Begin

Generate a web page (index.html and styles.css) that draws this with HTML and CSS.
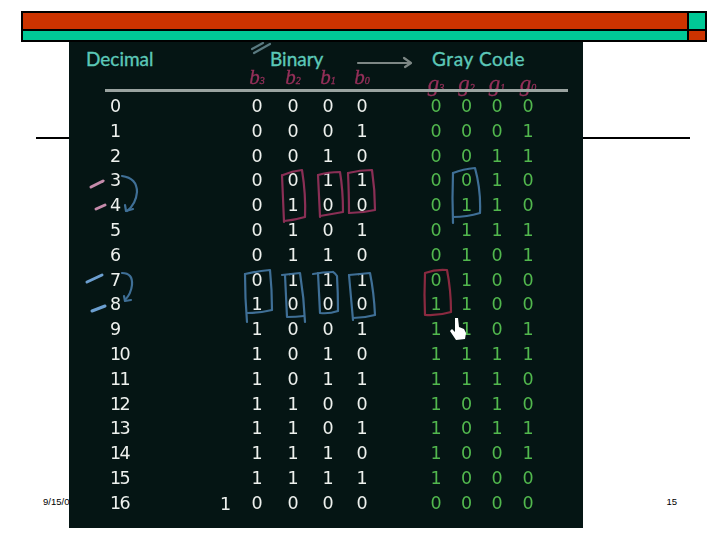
FILE: index.html
```html
<!DOCTYPE html>
<html lang="en">
<head>
<meta charset="utf-8">
<title>Gray Code</title>
<link rel="stylesheet" href="styles.css">
</head>
<body>
<div class="slide">
  <div class="banner">
    <div class="cell red"></div><div class="cell teal"></div>
    <div class="cell teal"></div><div class="cell red"></div>
  </div>
  <div class="rule"></div>
  <div class="footer"><span>9/15/09</span><span>15</span></div>

  <div class="picture">
    <div class="titles">
      <span class="title t-dec">Decimal</span>
      <span class="title t-bin">Binary</span>
      <span class="title t-gray">Gray Code</span>
    </div>
    <div class="row subs">
      <span></span>
      <span>b<sub>3</sub></span><span>b<sub>2</sub></span><span>b<sub>1</sub></span><span>b<sub>0</sub></span>
      <span></span>
      <span class="gs">g<sub>3</sub></span><span class="gs">g<sub>2</sub></span><span class="gs">g<sub>1</sub></span><span class="gs">g<sub>0</sub></span>
    </div>
    <div class="headline"></div>
    <div class="table">
      <div class="row"><span class="d">0</span><span>0</span><span>0</span><span>0</span><span>0</span><span></span><span class="g">0</span><span class="g">0</span><span class="g">0</span><span class="g">0</span></div>
      <div class="row"><span class="d">1</span><span>0</span><span>0</span><span>0</span><span>1</span><span></span><span class="g">0</span><span class="g">0</span><span class="g">0</span><span class="g">1</span></div>
      <div class="row"><span class="d">2</span><span>0</span><span>0</span><span>1</span><span>0</span><span></span><span class="g">0</span><span class="g">0</span><span class="g">1</span><span class="g">1</span></div>
      <div class="row"><span class="d">3</span><span>0</span><span>0</span><span>1</span><span>1</span><span></span><span class="g">0</span><span class="g">0</span><span class="g">1</span><span class="g">0</span></div>
      <div class="row"><span class="d">4</span><span>0</span><span>1</span><span>0</span><span>0</span><span></span><span class="g">0</span><span class="g">1</span><span class="g">1</span><span class="g">0</span></div>
      <div class="row"><span class="d">5</span><span>0</span><span>1</span><span>0</span><span>1</span><span></span><span class="g">0</span><span class="g">1</span><span class="g">1</span><span class="g">1</span></div>
      <div class="row"><span class="d">6</span><span>0</span><span>1</span><span>1</span><span>0</span><span></span><span class="g">0</span><span class="g">1</span><span class="g">0</span><span class="g">1</span></div>
      <div class="row"><span class="d">7</span><span>0</span><span>1</span><span>1</span><span>1</span><span></span><span class="g">0</span><span class="g">1</span><span class="g">0</span><span class="g">0</span></div>
      <div class="row"><span class="d">8</span><span>1</span><span>0</span><span>0</span><span>0</span><span></span><span class="g">1</span><span class="g">1</span><span class="g">0</span><span class="g">0</span></div>
      <div class="row"><span class="d">9</span><span>1</span><span>0</span><span>0</span><span>1</span><span></span><span class="g">1</span><span class="g">1</span><span class="g">0</span><span class="g">1</span></div>
      <div class="row"><span class="d">10</span><span>1</span><span>0</span><span>1</span><span>0</span><span></span><span class="g">1</span><span class="g">1</span><span class="g">1</span><span class="g">1</span></div>
      <div class="row"><span class="d">11</span><span>1</span><span>0</span><span>1</span><span>1</span><span></span><span class="g">1</span><span class="g">1</span><span class="g">1</span><span class="g">0</span></div>
      <div class="row"><span class="d">12</span><span>1</span><span>1</span><span>0</span><span>0</span><span></span><span class="g">1</span><span class="g">0</span><span class="g">1</span><span class="g">0</span></div>
      <div class="row"><span class="d">13</span><span>1</span><span>1</span><span>0</span><span>1</span><span></span><span class="g">1</span><span class="g">0</span><span class="g">1</span><span class="g">1</span></div>
      <div class="row"><span class="d">14</span><span>1</span><span>1</span><span>1</span><span>0</span><span></span><span class="g">1</span><span class="g">0</span><span class="g">0</span><span class="g">1</span></div>
      <div class="row"><span class="d">15</span><span>1</span><span>1</span><span>1</span><span>1</span><span></span><span class="g">1</span><span class="g">0</span><span class="g">0</span><span class="g">0</span></div>
      <div class="row"><span class="d d-last">16<b class="carry">1</b></span><span>0</span><span>0</span><span>0</span><span>0</span><span></span><span class="g">0</span><span class="g">0</span><span class="g">0</span><span class="g">0</span></div>
    </div>

    <svg class="marks" viewBox="69 42 514 486" width="514" height="486" aria-hidden="true">
      <g class="ink slash">
        <path d="M252 49 L263 43"/><path d="M254 53 L270 44"/>
      </g>
      <g class="ink arrow-gray">
        <path d="M358 63 L410 63"/><path d="M404 58 L411 63 L405 67"/>
      </g>
      <g class="ink pink">
        <path d="M283 175 Q292 171 302 170 Q306 195 305 217 Q295 220 284 221"/><path d="M282 175 Q283 200 284 222"/>
        <path d="M318 175 Q328 172 340 172 Q343 190 343 212 Q332 214 320 216"/><path d="M318 175 Q319 195 320 217"/>
        <path d="M348 173 Q360 170 372 170 Q375 190 375 210 Q362 213 349 213"/><path d="M348 173 Q349 195 349 213"/>
      </g>
      <g class="ink red-box">
        <path d="M425 273 Q436 269 447 270 Q451 290 451 312 Q438 316 425 315 Q424 295 425 273 Z"/>
      </g>
      <g class="ink blue">
        <path d="M245 274 Q258 271 270 270 Q272 290 272 310 Q259 313 247 313"/><path d="M245 274 Q245 298 247 322"/>
        <path d="M282 275 Q291 274 300 273 Q304 298 305 322"/><path d="M285 275 Q286 297 287 317 Q296 317 304 316"/>
        <path d="M313 274 Q323 272 333 272"/><path d="M318 273 Q319 293 320 313 Q329 314 338 311 Q338 293 337 276 Q335 273 333 272"/>
        <path d="M349 275 Q360 274 370 273 Q374 293 375 315 Q364 318 353 318"/><path d="M349 275 Q351 298 353 320"/>
        <path d="M453 173 Q463 169 475 168 Q481 190 480 213 Q467 217 453 217"/><path d="M453 173 Q452 198 453 223"/>
        <path d="M122 176 Q137 178 137 192 Q136 204 127 211"/><path d="M125 205 L126 211 L133 209"/>
        <path d="M122 273 Q133 273 132 285 Q131 294 125 300"/><path d="M124 296 L125 301 L131 300"/>
      </g>
      <g class="ink dash-pink">
        <path d="M91 187 L103 181"/><path d="M96 209 L105 205"/>
      </g>
      <g class="ink dash-blue">
        <path d="M87 282 L102 275"/><path d="M92 311 L105 306"/>
      </g>
      <path class="hand" d="M455 318 L458 318 L459 327 L464 329 L466 333 L465 339 L456 340 L450 331 L452 329 L455 332 Z"/>
    </svg>
  </div>
</div>
</body>
</html>
```
FILE: styles.css
```css
* { box-sizing: border-box; }
html, body { margin: 0; padding: 0; background: #fff; }
.slide {
  position: relative;
  width: 720px;
  height: 540px;
  padding-top: 11px;
  overflow: hidden;
  font-family: "Liberation Sans", Arial, sans-serif;
}
.banner {
  display: grid;
  grid-template-columns: 1fr 16px;
  grid-template-rows: 16px 9px;
  gap: 2px;
  width: 686px;
  height: 31px;
  margin-left: 21px;
  padding: 2px;
  background: #000;
}
.red { background: #cc3300; }
.teal { background: #00c896; }
.rule {
  width: 654px;
  height: 2px;
  margin: 95px 0 0 36px;
  background: #000;
}
.footer {
  display: flex;
  justify-content: space-between;
  width: 634px;
  margin: 357px 0 0 43px;
  font-size: 9.5px;
  line-height: 11px;
  color: #000;
}
.picture {
  position: absolute;
  left: 69px;
  top: 42px;
  width: 514px;
  height: 486px;
  padding: 6px 0 0 41px;
  background: #051514;
  font-family: "DejaVu Sans", sans-serif;
}
.titles {
  display: flex;
  height: 19px;
  margin-left: -24px;
  font-family: "Lato", sans-serif;
}
.title {
  font-size: 19px;
  line-height: 22px;
  font-weight: 400;
  color: #5cc8b8;
  white-space: nowrap;
  -webkit-text-stroke: 0.35px #5cc8b8;
}
.t-dec { width: 184px; }
.t-bin { width: 162px; }
.t-gray { letter-spacing: 0.6px; }
.row {
  display: grid;
  grid-template-columns: 129px 36px 36px 34px 34px 42px 30px 31px 30px 32px;
  height: 24.8px;
  font-size: 17.5px;
  line-height: 24.8px;
  color: #eef1ee;
  text-align: center;
  filter: blur(0.35px);
}
.row .d { position: relative; text-align: left; letter-spacing: -1.6px; }
.row .g { color: #52b84e; }
.row .carry {
  position: absolute;
  left: 110px;
  top: 1px;
  font-weight: 400;
}
.subs {
  height: 22px;
  padding-top: 1px;
  font-family: "Liberation Serif", serif;
  font-style: italic;
  font-size: 21px;
  line-height: 19px;
  color: #96305a;
  white-space: nowrap;
  -webkit-text-stroke: 0.3px #96305a;
}
.subs sub { font-size: 10px; line-height: 0; vertical-align: baseline; }
.subs .gs { padding-top: 6px; font-size: 23px; }
.headline {
  position: relative;
  width: 463px;
  height: 3px;
  margin: 0 0 2px -5px;
  background: #9aa3a0;
}
.marks {
  position: absolute;
  left: 0;
  top: 0;
  filter: blur(0.4px);
}
.ink { fill: none; stroke-linecap: round; stroke-linejoin: round; stroke-width: 2.2; }
.pink { stroke: #8a2f55; }
.red-box { stroke: #8a2a40; }
.blue { stroke: #3f6f96; }
.slash { stroke: #5a7a80; }
.arrow-gray { stroke: #7d8785; }
.dash-pink { stroke: #c58bab; stroke-width: 3; }
.dash-blue { stroke: #6c9fd0; stroke-width: 3; }
.hand { fill: #fff; }
```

End

## What to produce
Look through the data and show every line containing "styles".

## Solution to the problem
Generate a web page (index.html and styles.css) that draws this with HTML and CSS.
<link rel="stylesheet" href="styles.css">
FILE: styles.css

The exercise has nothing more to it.